## AIM OF THE EXERCISE
Go through the data below and copy it exactly, skipping every picture.

────────────────────

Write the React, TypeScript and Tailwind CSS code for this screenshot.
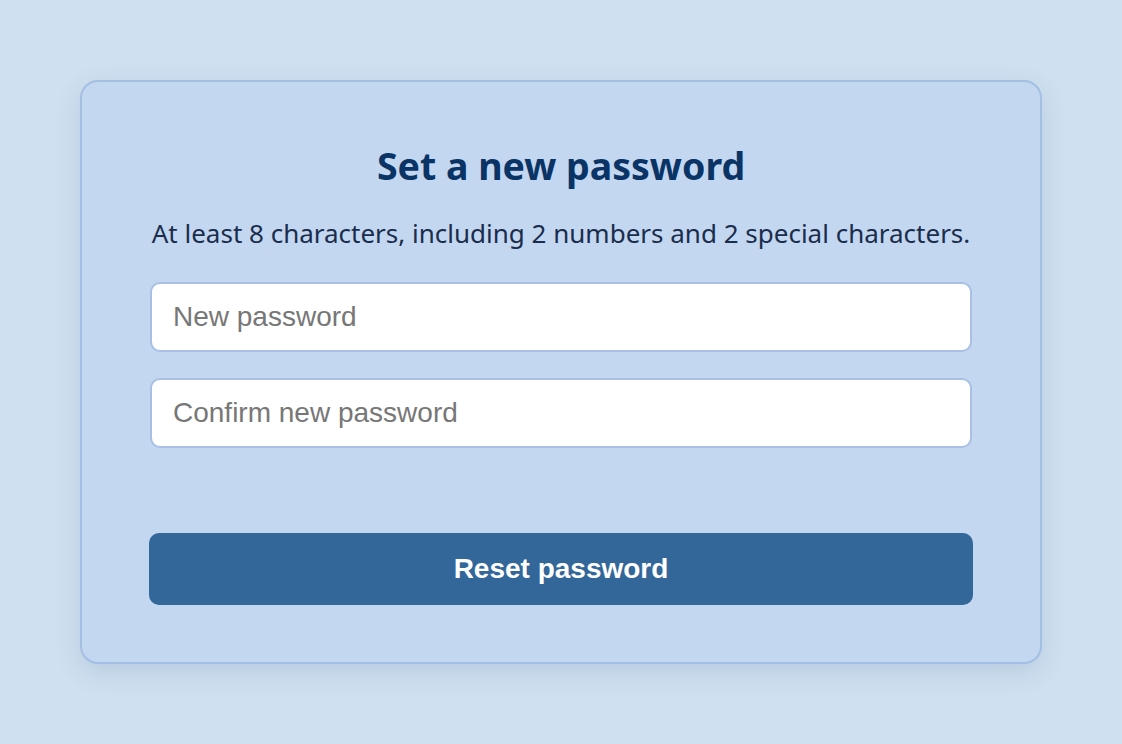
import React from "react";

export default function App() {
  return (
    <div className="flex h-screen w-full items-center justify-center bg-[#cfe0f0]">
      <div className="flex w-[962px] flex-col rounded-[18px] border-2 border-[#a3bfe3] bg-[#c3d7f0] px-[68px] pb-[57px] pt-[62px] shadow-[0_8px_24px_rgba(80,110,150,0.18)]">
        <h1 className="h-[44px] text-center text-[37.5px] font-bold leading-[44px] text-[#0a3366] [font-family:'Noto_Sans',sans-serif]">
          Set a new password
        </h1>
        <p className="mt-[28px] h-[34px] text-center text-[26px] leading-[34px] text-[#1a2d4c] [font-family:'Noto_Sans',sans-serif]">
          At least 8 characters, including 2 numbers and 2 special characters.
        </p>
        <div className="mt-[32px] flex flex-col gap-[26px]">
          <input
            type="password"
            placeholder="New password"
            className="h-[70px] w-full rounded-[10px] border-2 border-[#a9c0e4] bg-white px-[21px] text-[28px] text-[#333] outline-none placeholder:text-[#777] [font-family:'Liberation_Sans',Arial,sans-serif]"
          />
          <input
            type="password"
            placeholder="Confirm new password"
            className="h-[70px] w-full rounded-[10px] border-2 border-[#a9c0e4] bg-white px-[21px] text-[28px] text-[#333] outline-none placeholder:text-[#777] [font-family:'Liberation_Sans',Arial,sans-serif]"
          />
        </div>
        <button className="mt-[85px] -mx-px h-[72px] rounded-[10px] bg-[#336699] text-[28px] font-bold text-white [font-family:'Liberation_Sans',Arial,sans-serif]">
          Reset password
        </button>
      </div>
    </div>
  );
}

────────────────────

## FINAL RESULT
Write the React, TypeScript and Tailwind CSS code for this screenshot.
import React from "react";

export default function App() {
  return (
    <div className="flex h-screen w-full items-center justify-center bg-[#cfe0f0]">
      <div className="flex w-[962px] flex-col rounded-[18px] border-2 border-[#a3bfe3] bg-[#c3d7f0] px-[68px] pb-[57px] pt-[62px] shadow-[0_8px_24px_rgba(80,110,150,0.18)]">
        <h1 className="h-[44px] text-center text-[37.5px] font-bold leading-[44px] text-[#0a3366] [font-family:'Noto_Sans',sans-serif]">
          Set a new password
        </h1>
        <p className="mt-[28px] h-[34px] text-center text-[26px] leading-[34px] text-[#1a2d4c] [font-family:'Noto_Sans',sans-serif]">
          At least 8 characters, including 2 numbers and 2 special characters.
        </p>
        <div className="mt-[32px] flex flex-col gap-[26px]">
          <input
            type="password"
            placeholder="New password"
            className="h-[70px] w-full rounded-[10px] border-2 border-[#a9c0e4] bg-white px-[21px] text-[28px] text-[#333] outline-none placeholder:text-[#777] [font-family:'Liberation_Sans',Arial,sans-serif]"
          />
          <input
            type="password"
            placeholder="Confirm new password"
            className="h-[70px] w-full rounded-[10px] border-2 border-[#a9c0e4] bg-white px-[21px] text-[28px] text-[#333] outline-none placeholder:text-[#777] [font-family:'Liberation_Sans',Arial,sans-serif]"
          />
        </div>
        <button className="mt-[85px] -mx-px h-[72px] rounded-[10px] bg-[#336699] text-[28px] font-bold text-white [font-family:'Liberation_Sans',Arial,sans-serif]">
          Reset password
        </button>
      </div>
    </div>
  );
}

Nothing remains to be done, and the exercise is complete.